The defendant associated with “Bloods” gang members before his arrest, Payne said, and admitted to “throwing rocks at cars, then running from the police for fun,” before his arrest.

The boy’s lawyer, Assistant Public Defender Stacey Coleman, told Guyton that the defendant had a “very traumatic upbringing” that included being sexually assaulted as a child, witnessing domestic violence and substance abuse by adults almost daily, and the death of his mother’s felon boyfriend, who shot repeatedly at police before being killed.

Coleman said she was “appalled” that schools in York “repeatedly” socially promoted the child, despite his almost inability to read or even put together complete sentences.

The boy’s mother has claimed since days after the arrest that the stabbing was a result of her son’s being bullied by older children. She told Guyton that her son fought in juvenile jail to avoid being sexually assaulted, not because he was the aggressor.

She accused the judicial system of “not being concerned for my son’s welfare, but you all just want to keep him locked up.”

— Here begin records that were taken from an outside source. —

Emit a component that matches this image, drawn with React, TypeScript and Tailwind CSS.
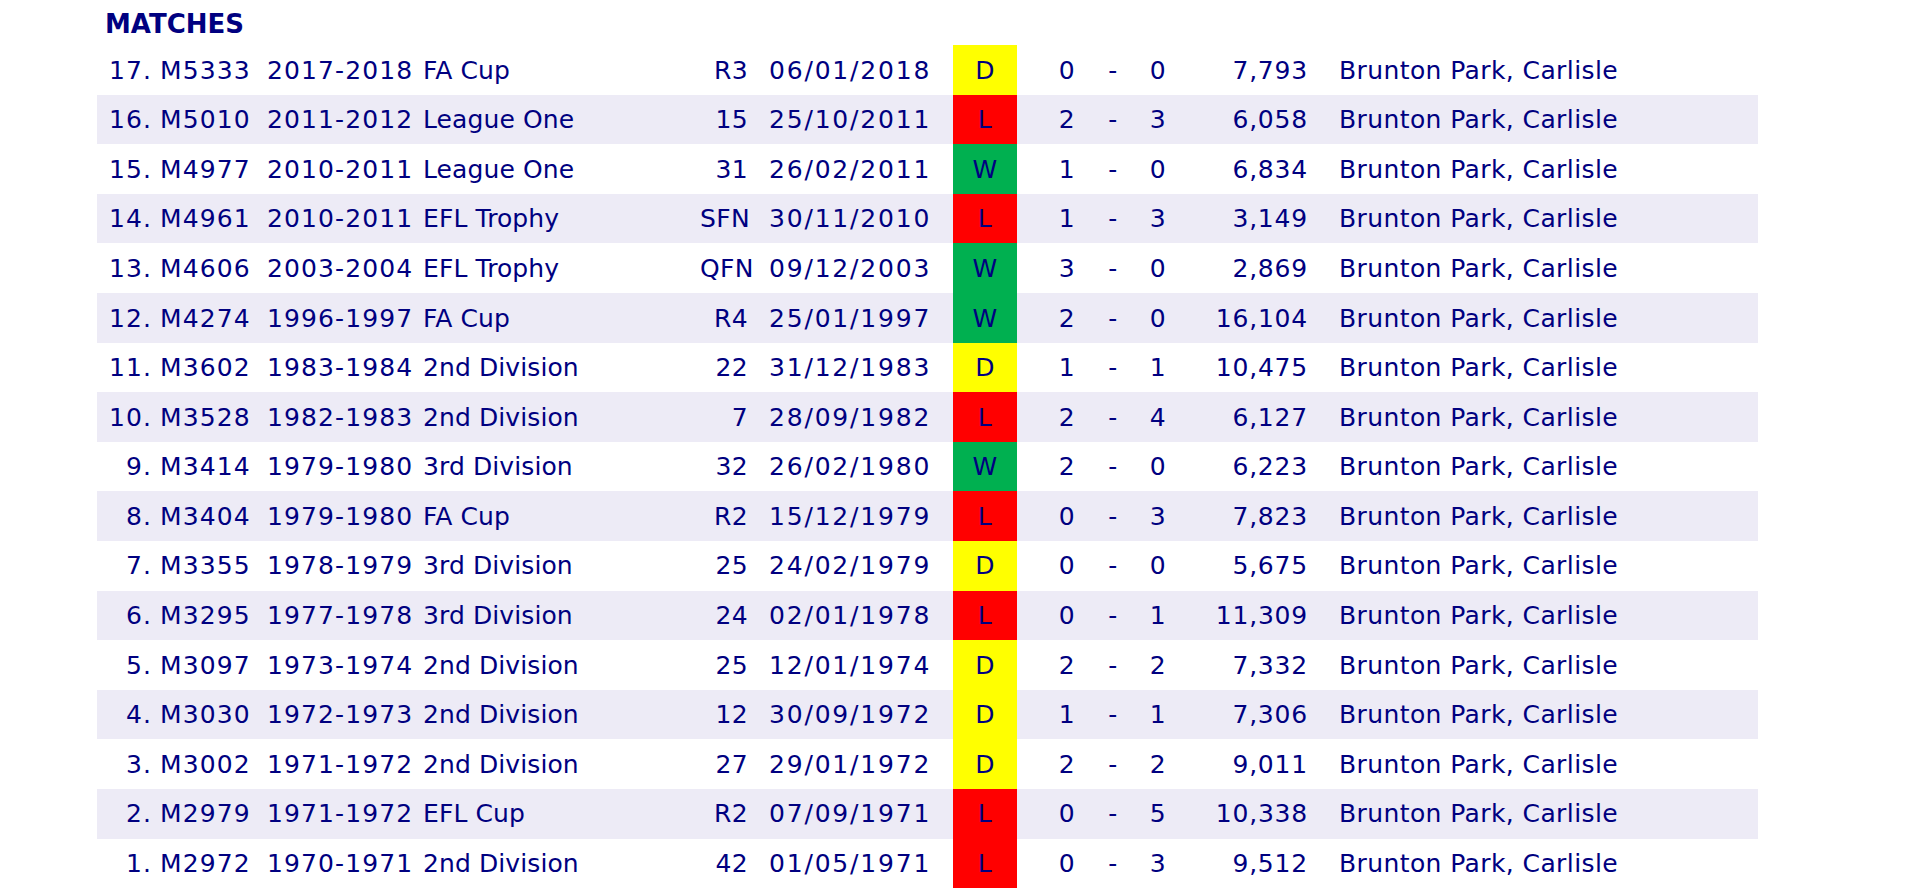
const matches = [
  { n: 17, code: 'M5333', season: '2017-2018', comp: 'FA Cup', round: 'R3', date: '06/01/2018', res: 'D', f: 0, a: 0, att: '7,793' },
  { n: 16, code: 'M5010', season: '2011-2012', comp: 'League One', round: '15', date: '25/10/2011', res: 'L', f: 2, a: 3, att: '6,058' },
  { n: 15, code: 'M4977', season: '2010-2011', comp: 'League One', round: '31', date: '26/02/2011', res: 'W', f: 1, a: 0, att: '6,834' },
  { n: 14, code: 'M4961', season: '2010-2011', comp: 'EFL Trophy', round: 'SFN', date: '30/11/2010', res: 'L', f: 1, a: 3, att: '3,149' },
  { n: 13, code: 'M4606', season: '2003-2004', comp: 'EFL Trophy', round: 'QFN', date: '09/12/2003', res: 'W', f: 3, a: 0, att: '2,869' },
  { n: 12, code: 'M4274', season: '1996-1997', comp: 'FA Cup', round: 'R4', date: '25/01/1997', res: 'W', f: 2, a: 0, att: '16,104' },
  { n: 11, code: 'M3602', season: '1983-1984', comp: '2nd Division', round: '22', date: '31/12/1983', res: 'D', f: 1, a: 1, att: '10,475' },
  { n: 10, code: 'M3528', season: '1982-1983', comp: '2nd Division', round: '7', date: '28/09/1982', res: 'L', f: 2, a: 4, att: '6,127' },
  { n: 9, code: 'M3414', season: '1979-1980', comp: '3rd Division', round: '32', date: '26/02/1980', res: 'W', f: 2, a: 0, att: '6,223' },
  { n: 8, code: 'M3404', season: '1979-1980', comp: 'FA Cup', round: 'R2', date: '15/12/1979', res: 'L', f: 0, a: 3, att: '7,823' },
  { n: 7, code: 'M3355', season: '1978-1979', comp: '3rd Division', round: '25', date: '24/02/1979', res: 'D', f: 0, a: 0, att: '5,675' },
  { n: 6, code: 'M3295', season: '1977-1978', comp: '3rd Division', round: '24', date: '02/01/1978', res: 'L', f: 0, a: 1, att: '11,309' },
  { n: 5, code: 'M3097', season: '1973-1974', comp: '2nd Division', round: '25', date: '12/01/1974', res: 'D', f: 2, a: 2, att: '7,332' },
  { n: 4, code: 'M3030', season: '1972-1973', comp: '2nd Division', round: '12', date: '30/09/1972', res: 'D', f: 1, a: 1, att: '7,306' },
  { n: 3, code: 'M3002', season: '1971-1972', comp: '2nd Division', round: '27', date: '29/01/1972', res: 'D', f: 2, a: 2, att: '9,011' },
  { n: 2, code: 'M2979', season: '1971-1972', comp: 'EFL Cup', round: 'R2', date: '07/09/1971', res: 'L', f: 0, a: 5, att: '10,338' },
  { n: 1, code: 'M2972', season: '1970-1971', comp: '2nd Division', round: '42', date: '01/05/1971', res: 'L', f: 0, a: 3, att: '9,512' },
]

const resultBg: Record<string, string> = {
  W: 'bg-[#00b050]',
  D: 'bg-[#ffff00]',
  L: 'bg-[#ff0000]',
}

export default function App() {
  return (
    <div className="min-h-[890px] bg-white text-[#000080] font-['DejaVu_Sans',sans-serif]">
      <div className="pl-[105px] pt-[9px] pb-[6px] h-[45px] text-[26px] leading-[30px] font-bold">MATCHES</div>
      <div className="ml-[97px] w-[1661px]">
        {matches.map((m, i) => (
          <div
            key={m.code}
            className={`flex h-[49.6px] items-center text-[25px] tracking-[0.4px] whitespace-nowrap ${i % 2 === 1 ? 'bg-[#edebf6]' : ''}`}
          >
            <span className="w-[55px] text-right pt-[1px] tracking-[1.1px]">{m.n}.</span>
            <span className="w-[115px] pl-[8px] pt-[1px] tracking-[1.1px]">{m.code}</span>
            <span className="w-[155px] pt-[1px] tracking-[1.1px]">{m.season}</span>
            <span className="w-[278px] pl-[1px] pt-[1px] tracking-[0.1px]">{m.comp}</span>
            <span className="w-[48px] text-right pt-[1px]">{m.round}</span>
            <span className="w-[205px] pl-[21px] pt-[1px] tracking-[1.8px]">{m.date}</span>
            <span className={`w-[64px] h-full flex items-center justify-center pt-[1px] ${resultBg[m.res]}`}>{m.res}</span>
            <span className="w-[40px] ml-[30px] text-center pt-[1px]">{m.f}</span>
            <span className="w-[52px] text-center pt-[1px]">-</span>
            <span className="w-[38px] text-center pt-[1px]">{m.a}</span>
            <span className="w-[131px] text-right pt-[1px] tracking-[0.8px]">{m.att}</span>
            <span className="pl-[31px] pt-[1px]">Brunton Park, Carlisle</span>
          </div>
        ))}
      </div>
    </div>
  )
}
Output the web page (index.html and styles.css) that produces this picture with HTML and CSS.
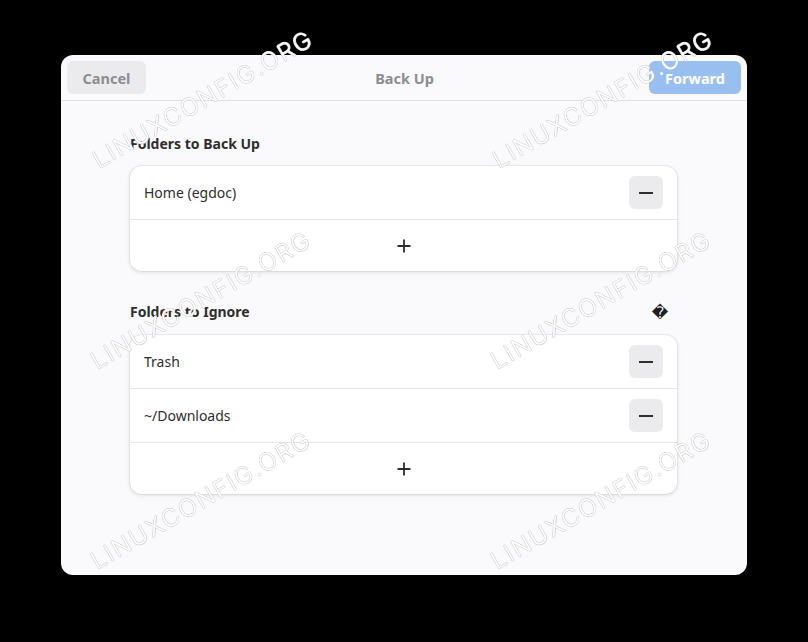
FILE: index.html
```html
<!DOCTYPE html>
<html lang="en">
<head>
    <meta charset="UTF-8">
    <meta name="viewport" content="width=device-width, initial-scale=1.0">
    <title>Back Up</title>
    <link rel="stylesheet" href="styles.css">
</head>
<body>
    <div id="dialog">
        <div class="headerbar">
            <button class="hbtn cancel">Cancel</button>
            <div class="title">Back Up</div>
            <button class="hbtn forward">Forward</button>
        </div>
        <div class="content">
            <div class="group_head">
                <h3>Folders to Back Up</h3>
            </div>
            <div class="boxed_list">
                <div class="row">
                    <span class="label">Home (egdoc)</span>
                    <button class="minus"><span class="dash"></span></button>
                </div>
                <div class="row add_row">
                    <svg width="16" height="16" viewBox="0 0 16 16"><path d="M8 1.5v13M1.5 8h13" stroke="#2e2e2e" stroke-width="1.8" fill="none"/></svg>
                </div>
            </div>

            <div class="group_head second">
                <h3>Folders to Ignore</h3>
                <button class="flat_btn">&#xFFFD;</button>
            </div>
            <div class="boxed_list">
                <div class="row">
                    <span class="label">Trash</span>
                    <button class="minus"><span class="dash"></span></button>
                </div>
                <div class="row">
                    <span class="label">~/Downloads</span>
                    <button class="minus"><span class="dash"></span></button>
                </div>
                <div class="row add_row">
                    <svg width="16" height="16" viewBox="0 0 16 16"><path d="M8 1.5v13M1.5 8h13" stroke="#2e2e2e" stroke-width="1.8" fill="none"/></svg>
                </div>
            </div>
        </div>
    </div>

    <!-- watermark overlay -->
    <div class="marks">
        <span class="mark" style="left:203px;top:99px">LINUXCONFIG.ORG</span>
        <span class="mark" style="left:603px;top:99px">LINUXCONFIG.ORG</span>
        <span class="mark" style="left:201px;top:300px">LINUXCONFIG.ORG</span>
        <span class="mark" style="left:601px;top:300px">LINUXCONFIG.ORG</span>
        <span class="mark" style="left:201px;top:500px">LINUXCONFIG.ORG</span>
        <span class="mark" style="left:601px;top:500px">LINUXCONFIG.ORG</span>
    </div>
</body>
</html>
```

FILE: styles.css
```css
html, body{
    margin: 0;
    height: 100%;
    background: #000;
    overflow: hidden;
}
body{
    padding-top: 55px;
    box-sizing: border-box;
    font-family: "Noto Sans", "Open Sans", sans-serif;
    color: #2e2e2e;
}
#dialog{
    width: 686px;
    height: 520px;
    margin: 0 auto;
    background: #faf9fb;
    border-radius: 12px;
    overflow: hidden;
}
.headerbar{
    display: flex;
    align-items: center;
    justify-content: space-between;
    height: 45px;
    padding: 0 6px;
    border-bottom: 1px solid #e0dfe2;
}
.hbtn{
    height: 33px;
    border: none;
    border-radius: 6px;
    font-family: inherit;
    font-size: 14.5px;
    font-weight: bold;
    padding: 0;
}
.cancel{
    width: 79px;
    background: #ebebed;
    color: #8d8d90;
}
.forward{
    width: 92px;
    background: #98bfef;
    color: #fff;
}
.title{
    font-size: 14.5px;
    font-weight: bold;
    color: #8d8d90;
    padding-left: 14px;
}
.content{
    width: 547px;
    margin: 0 70px 0 69px;
    padding-top: 32px;
}
.group_head{
    display: flex;
    align-items: center;
    justify-content: space-between;
    height: 20px;
    margin-bottom: 13px;
}
.group_head.second{
    margin-top: 30px;
    margin-bottom: 14px;
}
h3{
    margin: 0;
    font-size: 14px;
    font-weight: bold;
    color: #2e2e2e;
}
.flat_btn{
    width: 34px;
    height: 20px;
    padding: 0;
    margin-top: 2px;
    border: none;
    background: none;
    font-family: "DejaVu Sans", sans-serif;
    font-size: 16px;
    color: #1e1e1e;
}
.boxed_list{
    background: #fff;
    border-radius: 12px;
    box-shadow: 0 0 0 1px rgba(0, 0, 0, 0.04), 0 1px 3px 1px rgba(0, 0, 0, 0.07), 0 2px 6px 2px rgba(0, 0, 0, 0.02);
}
.row{
    display: flex;
    align-items: center;
    justify-content: space-between;
    height: 53px;
    padding: 0 14px;
    border-bottom: 1px solid #e4e4e6;
}
.row.add_row{
    justify-content: center;
    height: 51px;
    border-bottom: none;
}
.label{
    font-size: 14px;
    color: #2e2e2e;
}
.minus{
    width: 34px;
    height: 33px;
    padding: 0;
    border: none;
    border-radius: 6px;
    background: #ebebed;
    display: flex;
    align-items: center;
    justify-content: center;
}
.dash{
    display: block;
    width: 14px;
    height: 2px;
    background: #2e2e2e;
}
.marks{
    position: fixed;
    inset: 0;
    pointer-events: none;
}
.mark{
    position: absolute;
    transform: translate(-50%, -50%) rotate(-30deg);
    white-space: nowrap;
    font-family: "Inter", "DejaVu Sans", sans-serif;
    font-weight: 300;
    font-size: 24px;
    letter-spacing: 2px;
    color: #fff;
    text-shadow: 0.6px 0 #cfcfcf, -0.6px 0 #cfcfcf, 0 0.6px #cfcfcf, 0 -0.6px #cfcfcf;
}
```
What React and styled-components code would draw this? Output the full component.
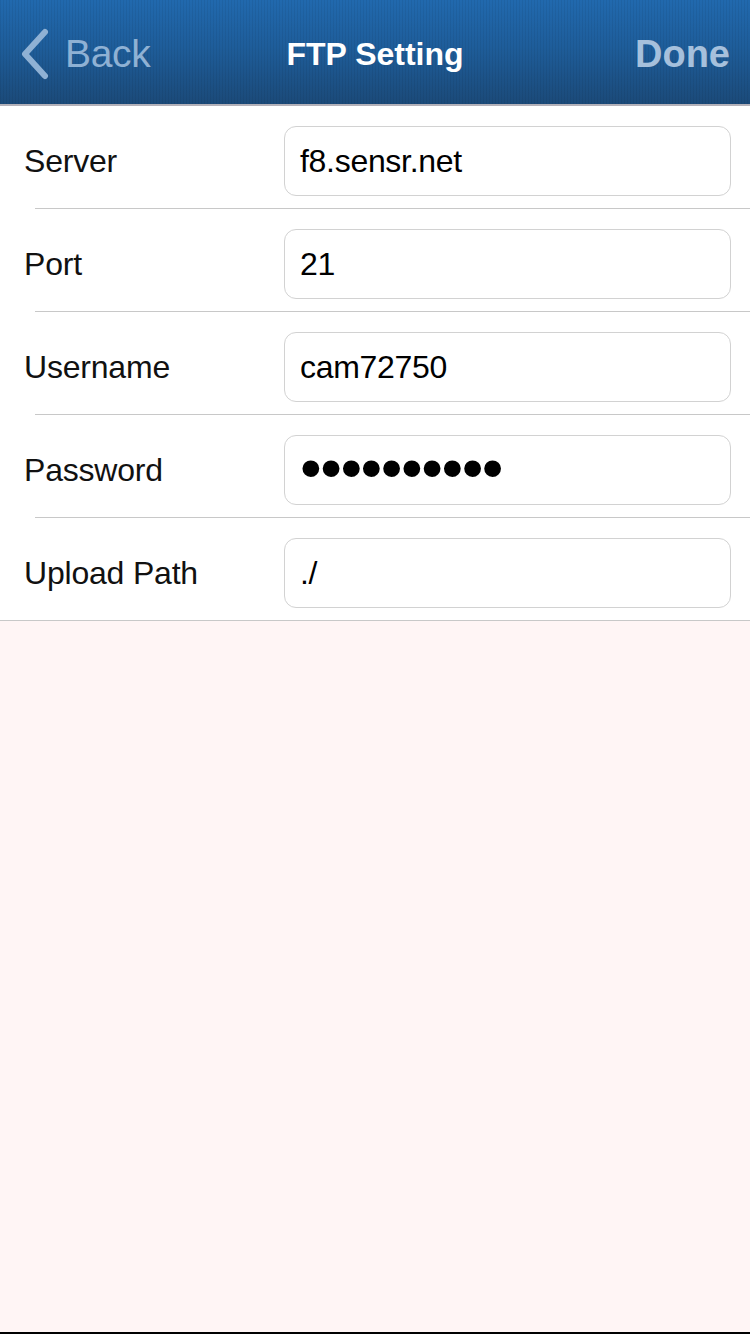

Guyton responded by saying that bullying can’t be tolerated, but it is not an excuse for stabbing someone with a knife.

Treatment for the boy while in custody, the judge said, will be crucial to his having any chance at an adult life that does not involve violence or other anti-social behaviors.

The possible end result of a calculated stabbing by an 11-year-old who grew up around such violence – a crime that was just inches from a murder two days before Christmas – was summed up by Guyton when he told the mother:

“It is my hope that your son is not in jail for the rest of his life for murdering someone.”